We reached the snags where the line was caught and I managed to slip the net under the carp which I still hadn’t got a proper view of yet. I cut all the line free so the fish was no longer tethered to the branch. I was surprised to see it was again only a mid-double mirror. I unhooked the fish in the net and transferred it to the sack whilst I got the rod back out. We got the photographs done and tried to get our heads down for the night.
In the early hours of the morning I was woken up to see my mate playing a very powerful fish. It turned out to be a 41lb diamond backed sturgeon. It wasn’t what we were after but it was very impressive nonetheless.
The next day I woke up at around 11am. I wasn’t awake long and out of the blue my left-hand rod bent round again. The fish was in the trees but a bit of slow pressure walking back it came free. It went on a few powerful run and went into a small patch of weed but came out with no issues. As it surfaced I could see it was a good fish and guided it gently over the net chord. I looked at my prize and I knew it was definitely a high twenty at least. It went 30lb 6oz on the scales and I was over the moon. Although not a massive fish for France it was the biggest fish I had ever caught.
As we were doing photos I heard my receiver bleep again. I looked towards my rods to see the tip of my middle rod bending round. I ran to the rod whilst my mate zipped the sack up and put the fish back into the margins. It felt a good fish but unfortunately the hook pulled close in before I could see it.
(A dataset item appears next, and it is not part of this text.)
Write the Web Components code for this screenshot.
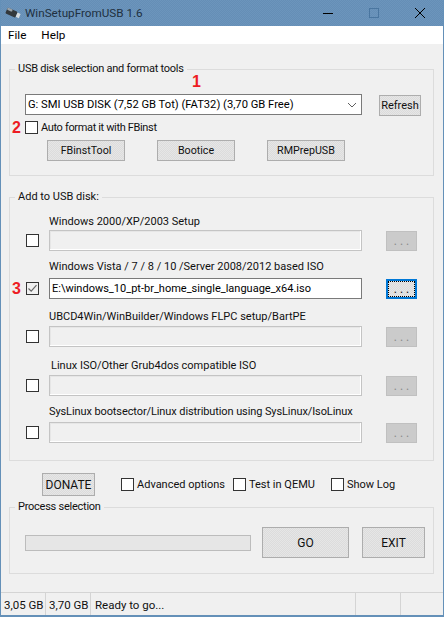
<!DOCTYPE html>
<html>
<head>
<meta charset="utf-8">
<title>WinSetupFromUSB 1.6</title>
<style>
	html, body { margin: 0; padding: 0; background: #f0f0f0; }
	body { font: 11px Roboto, "Noto Sans", sans-serif; color: #111; }
</style>
</head>
<body>
<winsetup-app></winsetup-app>
<script>
const FONT = `Roboto, "Noto Sans", sans-serif`;

class WinTitlebar extends HTMLElement {
	connectedCallback() {
		this.attachShadow({ mode: "open" }).innerHTML = `
			<style>
				:host { display: flex; align-items: center; height: 26px; padding: 0 0 0 4px; color: #20303f;
					background: repeating-conic-gradient(#6c95bc 0 25%, #658eb6 0 50%) 0 0 / 2px 2px; }
				.icon { width: 16px; height: 14px; margin-right: 4px; }
				.title { font-size: 11.7px; flex: 1; white-space: nowrap; }
				.ctl { display: flex; width: 46px; height: 26px; justify-content: center; align-items: center; }
			</style>
			<svg class="icon" viewBox="0 0 16 14">
				<g transform="rotate(24 8 7)">
					<rect x="1" y="4" width="11" height="6.5" rx="1.2" fill="#33383c"/>
					<rect x="1" y="4" width="5.5" height="2.4" rx="1" fill="#9aa3aa"/>
					<rect x="12" y="4.8" width="3.4" height="4.6" fill="#d6dbdf"/>
				</g>
			</svg>
			<span class="title"><slot></slot></span>
			<span class="ctl"><svg width="12" height="12"><path d="M1 6.5H11" stroke="#000"/></svg></span>
			<span class="ctl"><svg width="12" height="12"><rect x="1.5" y="1.5" width="9" height="9" fill="none" stroke="#4a76a0"/></svg></span>
			<span class="ctl"><svg width="12" height="12"><path d="M1 1L11 11M11 1L1 11" stroke="#000"/></svg></span>
		`;
	}
}

class WinMenubar extends HTMLElement {
	connectedCallback() {
		this.attachShadow({ mode: "open" }).innerHTML = `
			<style>
				:host { display: flex; gap: 15px; height: 18px; align-items: center; padding-left: 7px; background: #fff; color: #000; font-size: 11.7px; }
			</style>
			<slot></slot>
		`;
	}
}

class WinGroup extends HTMLElement {
	connectedCallback() {
		this.attachShadow({ mode: "open" }).innerHTML = `
			<style>
				:host { display: block; }
				fieldset { margin: 0; padding: 0; border: 1px solid #dcdcdc; height: 100%; box-sizing: border-box; min-width: 0; }
				legend { margin-left: 5px; padding: 0 3px; font: 11px/16px ${FONT}; letter-spacing: var(--legend-track, 0); color: #111; }
				.inner { padding: var(--group-padding, 0); }
			</style>
			<fieldset>
				<legend>${this.getAttribute("label")}</legend>
				<div class="inner"><slot></slot></div>
			</fieldset>
		`;
	}
}

class WinButton extends HTMLElement {
	connectedCallback() {
		const state = this.hasAttribute("focused") ? "focused" : this.hasAttribute("disabled") ? "disabled" : "";
		this.attachShadow({ mode: "open" }).innerHTML = `
			<style>
				:host { display: block; box-sizing: border-box; }
				.btn { display: flex; align-items: center; justify-content: center; width: 100%; height: 100%; box-sizing: border-box;
					border: 1px solid #adadad; color: #111; white-space: nowrap;
					background: repeating-conic-gradient(#e6e6e6 0 25%, #dcdcdc 0 50%) 0 0 / 2px 2px; }
				.disabled { background: #cbcbcb; border-color: #c0c0c0; color: #8a8a8a; }
				.focused { border: 2px solid #0078d7; outline: 1px dotted #000; outline-offset: -3px; }
			</style>
			<div class="btn ${state}"><slot></slot></div>
		`;
	}
}

class WinCheck extends HTMLElement {
	connectedCallback() {
		const on = this.hasAttribute("checked");
		this.attachShadow({ mode: "open" }).innerHTML = `
			<style>
				:host { display: inline-flex; align-items: center; gap: 3px; white-space: nowrap; color: #111; }
				.box { width: 13px; height: 13px; box-sizing: border-box; border: 1px solid #333; background: #fff; flex: none; display: block; }
				.box.on { background: #f0f0f0; }
			</style>
			<svg class="box ${on ? "on" : ""}" viewBox="0 0 11 11">
				${on ? `<path d="M1.5 5.5L4.2 8.2L9.5 2.2" fill="none" stroke="#666" stroke-width="1.2"/>` : ""}
			</svg>
			<slot></slot>
		`;
	}
}

class WinField extends HTMLElement {
	connectedCallback() {
		const value = this.getAttribute("value") || "";
		this.attachShadow({ mode: "open" }).innerHTML = `
			<style>
				:host { display: flex; align-items: center; box-sizing: border-box; height: 21px; padding-left: 2px;
					border: 1px solid #7a7a7a; background: #fff; color: #000; white-space: nowrap; overflow: hidden; }
				:host([disabled]) { border: 1px solid #c4c4c4; background: #f0f0f0; box-shadow: inset -1px -1px 0 #fff, inset 1px 1px 0 #e6e6e6; }
			</style>
			${value}
		`;
	}
}

class WinSelect extends HTMLElement {
	connectedCallback() {
		this.attachShadow({ mode: "open" }).innerHTML = `
			<style>
				:host { display: flex; align-items: center; box-sizing: border-box; height: 21px; padding: 0 4px 0 2px;
					border: 1px solid #7a7a7a; background: #fff; color: #000; font-size: 11.2px; white-space: nowrap; }
				.text { flex: 1; }
				svg { display: block; }
			</style>
			<span class="text"><slot></slot></span>
			<svg width="10" height="6"><path d="M1 1L5 5L9 1" fill="none" stroke="#606060"/></svg>
		`;
	}
}

class WinSourceRow extends HTMLElement {
	connectedCallback() {
		const label = this.getAttribute("label");
		const value = this.getAttribute("value") || "";
		const active = this.hasAttribute("active");
		this.attachShadow({ mode: "open" }).innerHTML = `
			<style>
				:host { display: grid; grid-template-columns: 23px 313px 24px 31px; grid-template-rows: 1fr 21px; align-items: center; color: #111; }
				.label { grid-column: 2 / 5; align-self: end; line-height: 16px; white-space: nowrap; letter-spacing: var(--label-track, 0);
					padding-left: var(--label-indent, 0); margin-bottom: var(--label-lift, 0); }
				win-check { grid-row: 2; grid-column: 1; }
				win-field { grid-row: 2; grid-column: 2; }
				win-button { grid-row: 2; grid-column: 4; height: 20px; font-size: 12px; }
			</style>
			<span class="label">${label}</span>
			<win-check ${active ? "checked" : ""}></win-check>
			<win-field value="${value}" ${active ? "" : "disabled"}></win-field>
			<win-button ${active ? "focused" : "disabled"}>. . .</win-button>
		`;
	}
}

class WinStatusbar extends HTMLElement {
	connectedCallback() {
		this.attachShadow({ mode: "open" }).innerHTML = `
			<style>
				:host { display: grid; grid-template-columns: 45px 45px 265px 45px 1fr; height: 22px; align-items: center;
					border-top: 1px solid #d4d4d4; color: #111; font-size: 11.5px; }
				::slotted(*) { display: block; box-sizing: border-box; height: 100%; line-height: 24px; padding-left: 3px; border-right: 1px solid #d4d4d4; white-space: nowrap; }
				::slotted(:nth-child(3)) { padding-left: 4px; }
				::slotted(:last-child) { border-right: 0; }
			</style>
			<slot></slot>
		`;
	}
}

class WinMark extends HTMLElement {
	connectedCallback() {
		this.attachShadow({ mode: "open" }).innerHTML = `
			<style>
				:host { position: absolute; font: bold 16px/16px "Liberation Sans", sans-serif; color: #ed1c24; }
			</style>
			<slot></slot>
		`;
	}
}

class WinSetupApp extends HTMLElement {
	connectedCallback() {
		this.attachShadow({ mode: "open" }).innerHTML = `
			<style>
				:host { display: flex; flex-direction: column; position: relative; box-sizing: border-box; width: 444px; height: 617px;
					border: 1px solid #6490b8; border-top: 0; border-bottom-width: 2px; background: #f0f0f0; overflow: hidden; }
				.content { flex: 1; padding: 17px 10px 0 8px; display: flex; flex-direction: column; }
				win-group { width: 425px; }
				.usb { height: 115px; --group-padding: 17px 0 0 15px; --legend-track: -.25px; }
				.usb-top { display: flex; gap: 17px; align-items: flex-start; }
				.usb-top win-select { width: 337px; }
				.usb-top win-button { width: 42px; height: 21px; margin-top: 1px; }
				.usb > win-check { display: flex; margin-top: 5px; letter-spacing: -.35px; }
				.tools { display: flex; gap: 32px; margin: 6px 0 0 22px; font-size: 10.7px; }
				.tools win-button { width: 78px; height: 21px; }
				.add { height: 272px; margin-top: 13px; --group-padding: 0 0 0 16px; }
				.add win-source-row:nth-of-type(1) { height: 46px; }
				.add win-source-row:nth-of-type(2) { height: 48px; --label-lift: 3px; }
				.add win-source-row:nth-of-type(3) { height: 48px; --label-lift: 1px; }
				.add win-source-row:nth-of-type(4) { height: 49px; --label-lift: 1px; --label-indent: 2px; }
				.add win-source-row:nth-of-type(5) { height: 47px; --label-lift: 2px; --label-track: -.1px; }
				.options { display: flex; align-items: center; height: 23px; margin-top: 12px; padding-left: 33px; }
				.options win-button { width: 53px; height: 23px; margin-right: 26px; font-size: 12px; }
				.options win-check:nth-of-type(1) { width: 112px; }
				.options win-check:nth-of-type(2) { width: 98px; }
				.process { height: 75px; margin-top: 3px; --group-padding: 12px 0 0 15px; --legend-track: -.25px; }
				.process-row { display: flex; align-items: center; }
				.bar { width: 226px; height: 16px; box-sizing: border-box; border: 1px solid #bcbcbc; background: #e6e6e6; margin-right: 11px; }
				.go { width: 87px; height: 31px; margin-right: 13px; font-size: 12px; }
				.exit { width: 63px; height: 31px; font-size: 12px; }
				.one { left: 191px; top: 74px; }
				.two { left: 11px; top: 120px; }
				.three { left: 11px; top: 281px; }
			</style>
			<win-titlebar>WinSetupFromUSB 1.6</win-titlebar>
			<win-menubar><span>File</span><span>Help</span></win-menubar>
			<div class="content">
				<win-group class="usb" label="USB disk selection and format tools">
					<div class="usb-top">
						<win-select>G: SMI USB DISK (7,52 GB Tot) (FAT32) (3,70 GB Free)</win-select>
						<win-button>Refresh</win-button>
					</div>
					<win-check>Auto format it with FBinst</win-check>
					<div class="tools">
						<win-button>FBinstTool</win-button>
						<win-button>Bootice</win-button>
						<win-button>RMPrepUSB</win-button>
					</div>
				</win-group>
				<win-group class="add" label="Add to USB disk:">
					<win-source-row label="Windows 2000/XP/2003 Setup"></win-source-row>
					<win-source-row label="Windows Vista / 7 / 8 / 10 /Server 2008/2012 based ISO" value="E:\\windows_10_pt-br_home_single_language_x64.iso" active></win-source-row>
					<win-source-row label="UBCD4Win/WinBuilder/Windows FLPC setup/BartPE"></win-source-row>
					<win-source-row label="Linux ISO/Other Grub4dos compatible ISO"></win-source-row>
					<win-source-row label="SysLinux bootsector/Linux distribution using SysLinux/IsoLinux"></win-source-row>
				</win-group>
				<div class="options">
					<win-button>DONATE</win-button>
					<win-check>Advanced options</win-check>
					<win-check>Test in QEMU</win-check>
					<win-check>Show Log</win-check>
				</div>
				<win-group class="process" label="Process selection">
					<div class="process-row">
						<div class="bar"></div>
						<win-button class="go">GO</win-button>
						<win-button class="exit">EXIT</win-button>
					</div>
				</win-group>
			</div>
			<win-statusbar>
				<span>3,05 GB</span><span>3,70 GB</span><span>Ready to go...</span><span></span><span></span>
			</win-statusbar>
			<win-mark class="one">1</win-mark>
			<win-mark class="two">2</win-mark>
			<win-mark class="three">3</win-mark>
		`;
	}
}

window.customElements.define("win-titlebar", WinTitlebar);
window.customElements.define("win-menubar", WinMenubar);
window.customElements.define("win-group", WinGroup);
window.customElements.define("win-button", WinButton);
window.customElements.define("win-check", WinCheck);
window.customElements.define("win-field", WinField);
window.customElements.define("win-select", WinSelect);
window.customElements.define("win-source-row", WinSourceRow);
window.customElements.define("win-statusbar", WinStatusbar);
window.customElements.define("win-mark", WinMark);
window.customElements.define("winsetup-app", WinSetupApp);
</script>
</body>
</html>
Although slightly gutted after losing that fish, I was absolutely made up with the thirty.
Going in to the last night my rods stayed silent until the early hours of the morning. My right-hand rod, which I’d placed on the trees for the last night, sprung into life. I knew it was a smaller fish but it still put up a good account of itself. I was quite surprised when I saw it was a catfish but I was fairly pleased because I’d never caught a catfish before so it was a nice way to end the trip. Although I hadn’t caught that many carp I was pleased with the results and it was an experience I will never forget.